Eastern philosophy (original) (raw)

In the West, the term Eastern philosophy refers very broadly to the various philosophical systems of East Asia. The development of the major Eastern philosophical traditions occurred primarily in India, China, and Japan.

Most Western universities focus almost exclusively on Western philosophical traditions and ideas in their philosophy departments and courses. When one uses the unqualified term "philosophy" in a Western academic context, Eastern philosophies are generally overlooked; consequently, the term "Eastern philosophy" came into use.

Differences from Western Philosophy

Arguments Against the "Eastern Philosophy" Designation

Some have argued that the distinction between Eastern and Western philosophies is arbitrary and purely geographic, that this artificial distinction does not take into account the tremendous amount of interaction between Eastern and Western thought, and that the distinction is more misleading than enlightening.

Arguments For the "Eastern Philosophy" Designation

Others have argued that there are a number of general differences between Eastern philosophies and Western philosophies. They feel that some broad distinctions may be drawn, with the goal of helping a Westerner unfamiliar with Eastern philosophic traditions to understand the general patterns of differences (with the understanding that these are sweeping generalization, and there are numerous exceptions on both sides.)

Proponents of this view point out that there has been relatively little study of Eastern philosophic traditions in Western academic settings as compared to Western traditions, and that synergies within each sphere are far more common than synergies between Eastern and Western philosophies. Awareness of Eastern philosophies in the West has largely been relegated to the World Religions departments of Western universities, or to New Age nonacademic works, though there are several notable exceptions. The University of Hawaii, for example, offers many courses in Eastern philosophy [1].

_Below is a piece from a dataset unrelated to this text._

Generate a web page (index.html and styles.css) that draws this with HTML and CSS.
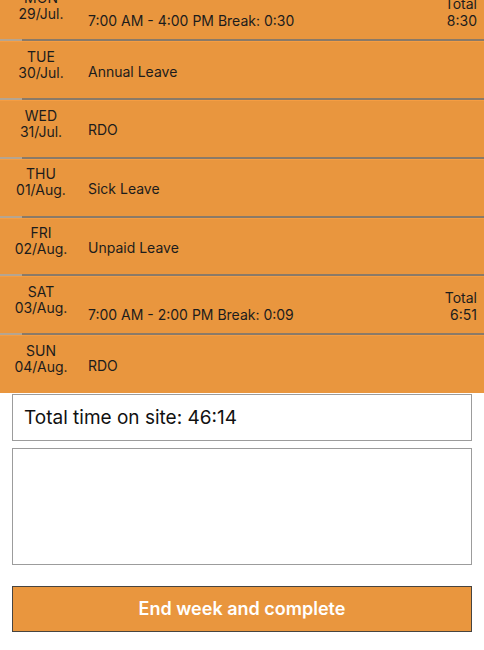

The Perception of God and the gods

Because of the influence of monotheism and especially the Abrahamic religions, Western philosophies have been faced with the question of the nature of God and His relationship to the universe. This has created a dichotomy among Western philosophies between secular philosophies and religious philosophies which develop within the context of a particular monotheistic religion's dogma regarding the nature of God and the universe.

Eastern philosophies developed in a polytheistic setting, and have not been as concerned by questions relating to the nature of a single God as the universe's sole creator and ruler. The distinction between the religious and the secular tends to be much less sharp in Eastern philosophy, and the same philosophical school often contains both religious and philosophical elements. Thus, some people accept the metaphysical tenets of Buddhism without going to a temple and worshipping. Some have worshipped the Taoist deities religiously without bothering to delve into the philosophic underpinnings, while others embrace Taoist philosophy while ignoring the religious aspects.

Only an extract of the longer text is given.